— Par Michèle Bigot —
Texte français de Myriam Tanant et Jean-Claude Penchenat
Clément Hervieu-Léger s’empare d’un texte de Goldoni traduit et adapté pour donner sur la scène des Bouffes du Nord une réjouissante soirée de fin de carnaval. Avec un intérêt quasi documentaire pour ce texte de l’auteur vénitien qui marie la comédie italienne pleine d’alacrité, joyeuse et spirituelle à une réflexion quasi sociologique sur le devenir de la bourgeoisie vénitienne. Pour le spectateur français, il y a là quelque chose de surprenant, voire de sensiblement exotique : toute une société d’artisans fortunés, travaillant aux œuvres d’art qui ont fait la gloire de la sérénissime, occupés de dessins, de soieries, de tissage, de tapisserie, dans un raffinement qui n’a d’égal que leur joie de vivre. Ils ont le sens de l’honneur, le respect de la parole et du travail bien fait, de la réputation et de l’argent. Mais en arrière-fond se dessine toute une réflexion sur l’exil. Faut-il partir, exporter son savoir-faire, changer de perspective ou faut-il demeurer ? On sent là un écho des préoccupations de Goldoni lui-même, tenté de partir en France, tenté de réformer le théâtre italien à la lumière de la comédie française, plus grave, plus psychologique. En 1762 en effet, Goldoni aspire à dégager la comédie italienne du canevas de la Commedia dell’arte, pour donner au texte toute l’importance qu’il mérite. Sous l’influence de Molière et de Marivaux, il prétend enrichir la comédie italienne d’une dimension sociale, voire d’une réflexion morale.

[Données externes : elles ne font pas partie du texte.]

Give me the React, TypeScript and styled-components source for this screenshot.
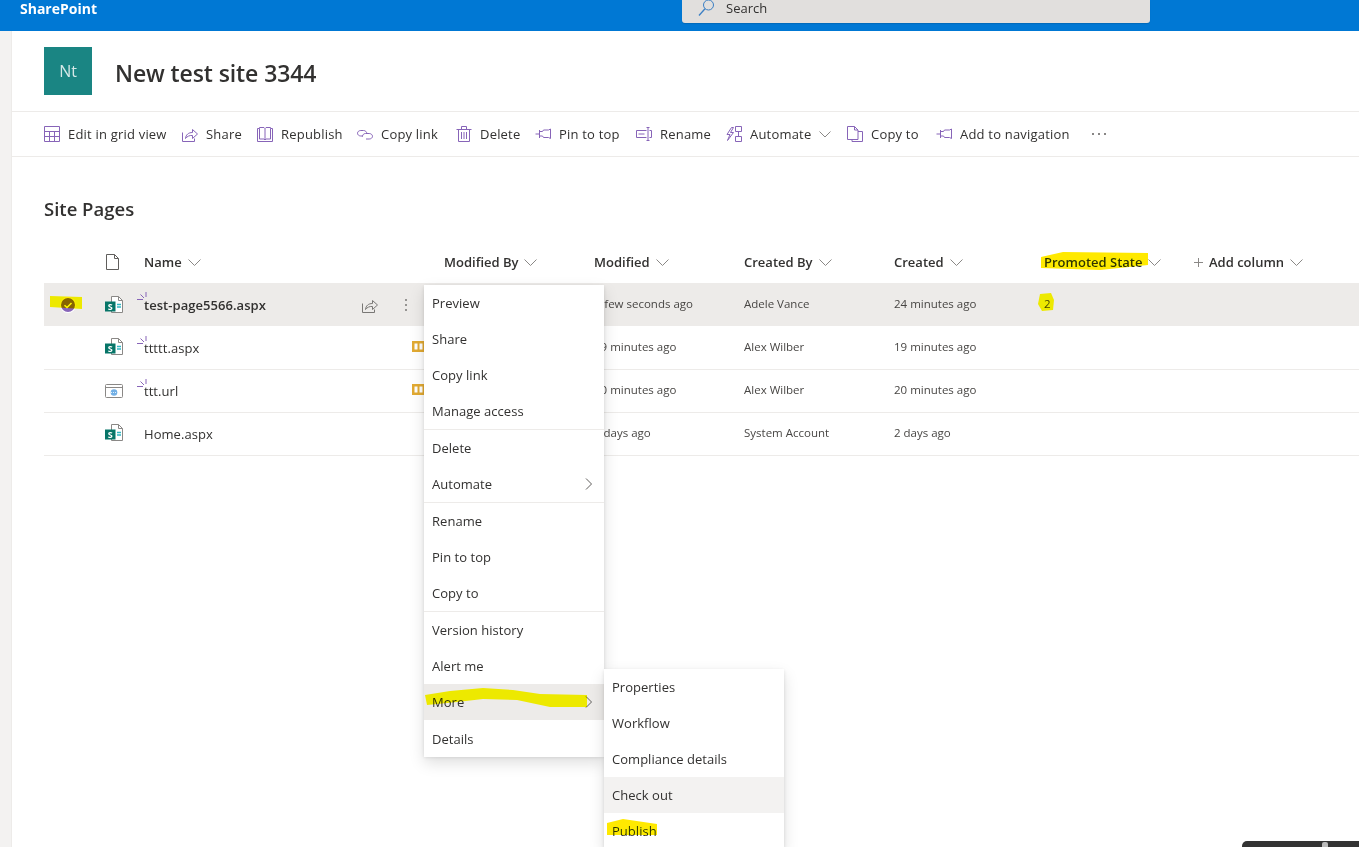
import React from "react";
import styled, { createGlobalStyle } from "styled-components";

const Global = createGlobalStyle`
  html, body { margin: 0; padding: 0; background: #fff; }
  body { font-family: "Open Sans", "Noto Sans", sans-serif; color: #323130; }
`;

const Page = styled.div`
  position: relative;
  width: 1359px;
  height: 847px;
  overflow: hidden;
  background: #fff;
`;

const TopBar = styled.header`
  height: 31px;
  background: #0078d4;
  display: flex;
  align-items: flex-start;
  padding-left: 20px;
`;
const Brand = styled.div`
  width: 662px;
  color: #fff;
  font-size: 14px;
  font-weight: 700;
  line-height: 15px;
  padding-top: 1px;
`;
const SearchBox = styled.div`
  width: 468px;
  height: 23px;
  background: #e1dfdd;
  border-radius: 0 0 3px 3px;
  box-shadow: 0 1px 1px rgba(0, 0, 0, 0.12);
  display: flex;
  align-items: flex-start;
  gap: 11px;
  padding-left: 16px;
  font-size: 13px;
  line-height: 16px;
  box-sizing: border-box;
`;
const SearchIcon = styled.svg`
  width: 17px;
  height: 17px;
  flex: none;
`;

const Body = styled.div`
  display: flex;
  height: 816px;
`;
const Rail = styled.div`
  width: 11px;
  flex: none;
  background: #f3f2f1;
  border-right: 1px solid #edebe9;
`;
const Main = styled.main`
  flex: 1;
  min-width: 0;
`;

const SiteHeader = styled.div`
  height: 80px;
  border-bottom: 1px solid #edebe9;
  display: flex;
  align-items: center;
  padding-left: 32px;
  gap: 23px;
`;
const SiteLogo = styled.div`
  width: 48px;
  height: 48px;
  background: #1a8583;
  color: #d5e8e7;
  font-size: 16px;
  display: flex;
  align-items: center;
  justify-content: center;
`;
const SiteTitle = styled.h1`
  margin: 4px 0 0;
  font-size: 23px;
  font-weight: 600;
  letter-spacing: -0.1px;
  color: #323130;
`;

const CommandBar = styled.div`
  height: 44px;
  border-bottom: 1px solid #edebe9;
  display: flex;
  align-items: center;
  padding-left: 32px;
`;
const Command = styled.div<{ $w: number }>`
  width: ${(p) => p.$w}px;
  flex: none;
  display: flex;
  align-items: center;
  gap: 8px;
  font-size: 13px;
  letter-spacing: 0.2px;
  color: #323130;
  white-space: nowrap;
`;
const CmdIcon = styled.svg`
  width: 16px;
  height: 16px;
  flex: none;
  fill: none;
  stroke: #8764b8;
  stroke-width: 1;
`;
const CmdChevron = styled.svg`
  width: 12px;
  height: 12px;
  flex: none;
  fill: none;
  stroke: #8a8886;
`;
const MoreDots = styled.svg`
  width: 16px;
  height: 4px;
  flex: none;
  fill: #605e5c;
  margin-left: 21px;
`;

const ListSection = styled.section`
  padding: 38px 0 0 32px;
`;
const ListTitle = styled.h2`
  margin: 0 0 18px;
  font-size: 18.5px;
  line-height: 28px;
  font-weight: 600;
  color: #323130;
`;

const Columns = "60px 40px 300px 150px 150px 150px 150px 150px 1fr";
const HeadRow = styled.div`
  display: grid;
  grid-template-columns: ${Columns};
  height: 42px;
  align-items: center;
  font-size: 13px;
  font-weight: 600;
  color: #323130;
`;
const HeadCell = styled.div`
  display: flex;
  align-items: center;
  gap: 6px;
  white-space: nowrap;
`;
const SmallChevron = styled.svg`
  width: 13px;
  height: 13px;
  fill: none;
  stroke: #8a8886;
  flex: none;
`;
const PlusIcon = styled.svg`
  width: 9px;
  height: 9px;
  fill: none;
  stroke: #8a8886;
  flex: none;
`;
const Row = styled.div<{ $selected?: boolean }>`
  display: grid;
  grid-template-columns: ${Columns};
  height: 43px;
  align-items: center;
  box-sizing: border-box;
  margin-bottom: ${(p) => (p.$selected ? "1px" : "0")};
  padding-bottom: ${(p) => (p.$selected ? "0" : "2px")};
  background: ${(p) => (p.$selected ? "#edebe9" : "#fff")};
  border-bottom: ${(p) => (p.$selected ? "none" : "1px solid #edebe9")};
`;
const CheckCell = styled.div`
  display: flex;
  justify-content: flex-start;
  padding-left: 16px;
`;
const NameCell = styled.div`
  display: flex;
  align-items: center;
  position: relative;
  font-size: 13px;
  height: 100%;
  padding-right: 18px;
  box-sizing: border-box;
`;
const FileName = styled.span<{ $bold?: boolean }>`
  font-weight: ${(p) => (p.$bold ? 600 : 400)};
  margin-top: ${(p) => (p.$bold ? "0" : "2px")};
  letter-spacing: 0.05px;
`;
const Spacer = styled.div`
  flex: 1;
`;
const NewMark = styled.svg`
  position: absolute;
  left: -7px;
  top: 9px;
  width: 10px;
  height: 9px;
  fill: none;
  stroke: #8764b8;
`;
const RowAction = styled.svg`
  width: 16px;
  height: 16px;
  flex: none;
  fill: none;
  stroke: #797775;
`;
const KebabIcon = styled.svg`
  width: 16px;
  height: 16px;
  flex: none;
  fill: #797775;
  margin-left: 20px;
  margin-right: 12px;
`;
const MetaCell = styled.div`
  font-size: 11.5px;
  color: #484644;
  white-space: nowrap;
  margin-bottom: 2px;
`;
const FileIconBox = styled.svg`
  display: block;
  width: 20px;
  height: 20px;
`;
const HeadFileIcon = styled(FileIconBox)`
  margin-left: -1px;
`;

const ContextMenu = styled.div`
  position: absolute;
  left: 424px;
  top: 285px;
  width: 180px;
  background: #fff;
  box-shadow: 0 6.4px 14.4px rgba(0, 0, 0, 0.13), 0 1.2px 3.6px rgba(0, 0, 0, 0.11);
`;
const SubMenu = styled(ContextMenu)`
  left: 180px;
  top: 384px;
`;
const MenuItem = styled.div<{ $tone?: string; $tall?: boolean }>`
  height: ${(p) => (p.$tall ? 37 : 36)}px;
  display: flex;
  align-items: center;
  justify-content: space-between;
  padding: ${(p) => (p.$tall ? "1px" : "0")} 10px 0 8px;
  box-sizing: border-box;
  font-size: 13px;
  letter-spacing: 0.03px;
  color: #323130;
  background: ${(p) => p.$tone ?? "transparent"};
`;
const Divider = styled.div`
  height: 1px;
  background: #edebe9;
`;
const MenuChevron = styled.svg`
  width: 10px;
  height: 14px;
  fill: none;
  stroke: #605e5c;
`;

const Ink = styled.svg`
  position: absolute;
  inset: 0;
  width: 1359px;
  height: 847px;
  mix-blend-mode: darken;
  pointer-events: none;
`;
const Tray = styled.div`
  position: absolute;
  left: 1242px;
  top: 841px;
  width: 117px;
  height: 6px;
  background: #333;
  border-radius: 5px 0 0 0;
`;
const TrayDot = styled.div`
  position: absolute;
  left: 80px;
  top: 1px;
  width: 6px;
  height: 5px;
  background: #bbb;
  border-radius: 2px 2px 0 0;
`;

const Chevron = () => (
  <SmallChevron viewBox="0 0 13 13">
    <path d="M.5 3.5 6.500 9.500l6-6" />
  </SmallChevron>
);

const icons: Record<string, React.ReactNode> = {
  grid: <path d="M.5.5h15v15H.5zM.5 5.5h15M.5 10.5h15M5.5 5.500v10M10.500 5.500v10" />,
  share: <path d="M.5 6.500v9h12v-3M3.500 12.500c.5-4 3-6 7-6v-3l5 4.500-5 4.500v-3c-3-.4-5.500 1-7 3z" />,
  book: <path d="M.5 2.500h2v-1h4.500l1 1 1-1h4.500v1h2v13H.5zM2.500 2.500v10.500h4.500l1 1 1-1h4.500V2.500M8 2.500v11" />,
  link: <path d="M6.500 4.500H3.800C2 4.500.5 5.700.5 7.200s1.500 2.800 3.300 2.800H6M5.500 10.500c0-1.700 1.300-3 3-3h3.700c1.800 0 3.300 1.300 3.300 2.800s-1.500 2.700-3.300 2.700H9M6.500 4.500c1.800 0 3 1.200 3.500 3" />,
  trash: <path d="M2.500 3.500v12h11v-12M.5 3.500h15M5.500 3.500v-3h5v3M5.500 6v7M8 6v7M10.500 6v7" />,
  pin: <path d="M.5 8h4M4.500 4v8M4.500 5.500h3l1-1.500h5l2-1v9.500l-2-1h-5l-1-1.500h-3" />,
  rename: <path d="M10.500 4.500H.5v7h10M2.500 8h6M10.500 1.500h3M12 1.500v13M10.500 14.500h3M13.500 4.500h2v7h-2" />,
  automate: <path d="M5.500 1.500 1 8.500h3l-2.500 6 6-8H4.500l3-5zM9.500.5h6v5h-6zM12.500 5.500v5M9.500 10.500h6v5h-6z" />,
  copy: <path d="M.5.500h7l3.500 3.500v9.500H.5zM7.500.5v3.500h3.500M11 5.500h4.500v10H5v-2" />
};

const commands = [
  { label: "Edit in grid view", icon: "grid", w: 138 },
  { label: "Share", icon: "share", w: 75 },
  { label: "Republish", icon: "book", w: 100 },
  { label: "Copy link", icon: "link", w: 99 },
  { label: "Delete", icon: "trash", w: 79 },
  { label: "Pin to top", icon: "pin", w: 101 },
  { label: "Rename", icon: "rename", w: 90 },
  { label: "Automate", icon: "automate", w: 121, chevron: true },
  { label: "Copy to", icon: "copy", w: 89 },
  { label: "Add to navigation", icon: "pin", w: 134 }
];

const PageFile = () => (
  <FileIconBox viewBox="0 0 20 20">
    <path d="M7.500 1.500h7l4 4v12h-11z" fill="#fff" stroke="#8a8886" />
    <path d="M14.500 1.500v4h4" fill="none" stroke="#8a8886" />
    <rect x="1" y="6.500" width="10.500" height="10" fill="#077568" />
    <text x="6.250" y="14.500" textAnchor="middle" fontSize="9" fontWeight="700" fill="#fff" fontFamily="Open Sans">S</text>
    <path d="M13 9.500h4M13 12h4" stroke="#30b8c4" strokeWidth="1.300" />
  </FileIconBox>
);
const LinkFile = () => (
  <FileIconBox viewBox="0 0 20 20">
    <rect x="1.500" y="4.500" width="17" height="13" rx="1" fill="#fff" stroke="#8a8886" />
    <path d="M1.500 7.500h17" stroke="#8a8886" />
    <circle cx="10" cy="12.500" r="3.300" fill="#71afe5" />
    <path d="M7 12.500h6" stroke="#fff" strokeWidth=".8" strokeDasharray="1 1" />
  </FileIconBox>
);
const Mark = () => (
  <NewMark viewBox="0 0 10 9">
    <path d="M0 7.500h6M3.500 2.500 7 6M9 0v5" />
  </NewMark>
);
const Published = styled.svg`
  width: 14px;
  height: 11px;
  flex: none;
  margin-top: -1px;
`;
const BookBadge = () => (
  <Published viewBox="0 0 14 11">
    <rect x="0" y="0" width="14" height="11" fill="#e2aa32" />
    <path d="M2.500 2.500h3v6h-3zM7.500 2.500h3v6h-3z" fill="#fff" />
  </Published>
);

const headers = ["Modified By", "Modified", "Created By", "Created", "Promoted State"];

const rows = [
  { name: "test-page5566.aspx", file: "page", mark: true, selected: true, modified: "A few seconds ago", createdBy: "Adele Vance", created: "24 minutes ago", state: "2" },
  { name: "ttttt.aspx", file: "page", mark: true, book: true, modified: "19 minutes ago", createdBy: "Alex Wilber", created: "19 minutes ago" },
  { name: "ttt.url", file: "link", mark: true, book: true, modified: "20 minutes ago", createdBy: "Alex Wilber", created: "20 minutes ago" },
  { name: "Home.aspx", file: "page", modified: "2 days ago", createdBy: "System Account", created: "2 days ago" }
];

const menuGroups = [
  ["Preview", "Share", "Copy link", "Manage access"],
  ["Delete", "Automate"],
  ["Rename", "Pin to top", "Copy to"],
  ["Version history", "Alert me", "More", "Details"]
];
const subItems = ["Properties", "Workflow", "Compliance details", "Check out", "Publish"];

export default function App() {
  return (
    <Page>
      <Global />
      <TopBar>
        <Brand>SharePoint</Brand>
        <SearchBox>
          <SearchIcon viewBox="0 0 17 17" fill="none" stroke="#3b7fc4">
            <circle cx="10.500" cy="5" r="5" />
            <path d="M7 8.800 1 15.500" strokeWidth="1.300" />
          </SearchIcon>
          <span>Search</span>
        </SearchBox>
      </TopBar>
      <Body>
        <Rail />
        <Main>
          <SiteHeader>
            <SiteLogo>Nt</SiteLogo>
            <SiteTitle>New test site 3344</SiteTitle>
          </SiteHeader>
          <CommandBar>
            {commands.map((c) => (
              <Command key={c.label} $w={c.w}>
                <CmdIcon viewBox="0 0 16 16">{icons[c.icon]}</CmdIcon>
                <span>{c.label}</span>
                {c.chevron && (
                  <CmdChevron viewBox="0 0 12 12">
                    <path d="M.500 3.500 6 9l5.500-5.500" />
                  </CmdChevron>
                )}
              </Command>
            ))}
            <MoreDots viewBox="0 0 16 4">
              <circle cx="2" cy="2" r="1" />
              <circle cx="8" cy="2" r="1" />
              <circle cx="14" cy="2" r="1" />
            </MoreDots>
          </CommandBar>
          <ListSection>
            <ListTitle>Site Pages</ListTitle>
            <HeadRow>
              <div />
              <div>
                <HeadFileIcon viewBox="0 0 20 20">
                  <path d="M3.500 2.500h8l4 4v11h-12zM11.500 2.500v4h4" fill="#fff" stroke="#605e5c" />
                </HeadFileIcon>
              </div>
              <HeadCell>
                Name <Chevron />
              </HeadCell>
              {headers.map((h) => (
                <HeadCell key={h}>
                  {h} <Chevron />
                </HeadCell>
              ))}
              <HeadCell>
                <PlusIcon viewBox="0 0 9 9">
                  <path d="M0 4.500h9M4.500 0v9" />
                </PlusIcon>
                Add column <Chevron />
              </HeadCell>
            </HeadRow>
            {rows.map((r) => (
              <Row key={r.name} $selected={r.selected}>
                <CheckCell>
                  {r.selected && (
                    <svg width="16" height="16" viewBox="0 0 16 16">
                      <circle cx="8" cy="8" r="8" fill="#fff" />
                      <circle cx="8" cy="8" r="7" fill="#8764b8" />
                      <path d="M4.500 8.200 7 10.500l4.500-4.500" fill="none" stroke="#fff" strokeWidth="1.500" />
                    </svg>
                  )}
                </CheckCell>
                <div>{r.file === "page" ? <PageFile /> : <LinkFile />}</div>
                <NameCell>
                  {r.mark && <Mark />}
                  <FileName $bold={r.selected}>{r.name}</FileName>
                  <Spacer />
                  {r.selected && (
                    <>
                      <RowAction viewBox="0 0 16 16">{icons.share}</RowAction>
                      <KebabIcon viewBox="0 0 16 16">
                        <circle cx="8" cy="3" r="1" />
                        <circle cx="8" cy="8" r="1" />
                        <circle cx="8" cy="13" r="1" />
                      </KebabIcon>
                    </>
                  )}
                  {r.book && <BookBadge />}
                </NameCell>
                <MetaCell />
                <MetaCell>{r.modified}</MetaCell>
                <MetaCell>{r.createdBy}</MetaCell>
                <MetaCell>{r.created}</MetaCell>
                <MetaCell>{r.state}</MetaCell>
                <div />
              </Row>
            ))}
          </ListSection>
        </Main>
      </Body>

      <ContextMenu>
        {menuGroups.map((group, i) => (
          <React.Fragment key={group[0]}>
            {i > 0 && <Divider />}
            {group.map((item) => (
              <MenuItem key={item} $tall={item === "Details"} $tone={item === "More" ? "#edebe9" : undefined}>
                {item}
                {(item === "Automate" || item === "More") && (
                  <MenuChevron viewBox="0 0 10 14">
                    <path d="M2 1.500 7.500 7 2 12.500" />
                  </MenuChevron>
                )}
              </MenuItem>
            ))}
          </React.Fragment>
        ))}
        <SubMenu>
          {subItems.map((item) => (
            <MenuItem key={item} $tone={item === "Check out" ? "#f3f2f1" : undefined}>
              {item}
            </MenuItem>
          ))}
        </SubMenu>
      </ContextMenu>

      <Ink viewBox="0 0 1359 847" fill="#ffe900">
        <path d="M50 296 82 297 82 309 50 307z" />
        <path d="M1041 257 1063 252 1148 253 1148 265 1100 270 1041 268z" />
        <path d="M1040 294 1051 293 1054 300 1053 310 1042 311 1038 304z" />
        <path d="M425 695 450 691 483 688 513 690 540 694 587 695 587 707 550 707 517 700 483 699 457 702 427 705z" />
        <path d="M607 823 623 819 657 824 657 835 607 835z" />
      </Ink>
      <Tray>
        <TrayDot />
      </Tray>
    </Page>
  );
}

C’est ainsi qu’on aboutit à ce texte original, encore tout empreint de la légèreté du carnaval, mais teinté d’accents plus graves, évoquant Tchékhov. La société vénitienne qu’il réunit chez Zamaria, le tisserand, est un bel échantillon de cette bourgeoisie issue de l’artisanat d’art, riche et raffinée, aimant les belles choses et soucieuse de plaire. Une diversité de caractères achève ce tableau social, les différents types humains s’y rencontrent et prêtent à rire, l’exubérant y côtoie la timide, les couples se déchirent et s’adorent, tous sont désireux de se marier. Le mariage est présenté ici comme le dernier mot de la réussite sociale, un remède à l’ennui et à la solitude, quand il n’est pas un piège névrotique.
Clément Hervieu-Léger et son admirable troupe restituent avec bonheur cette ambiance festive de carnaval : on y danse, on y joue aux cartes, on y chante admirablement ; c’est une fête de jeux, de costumes, de couleurs, de lumières et de musique. Une soirée entre amis, où on goûte le plaisir de la compagnie et la douceur de cette vie à Venise, non sans ouvrir sur des questions plus graves comme la nature de l’amour et la tentation de l’exil.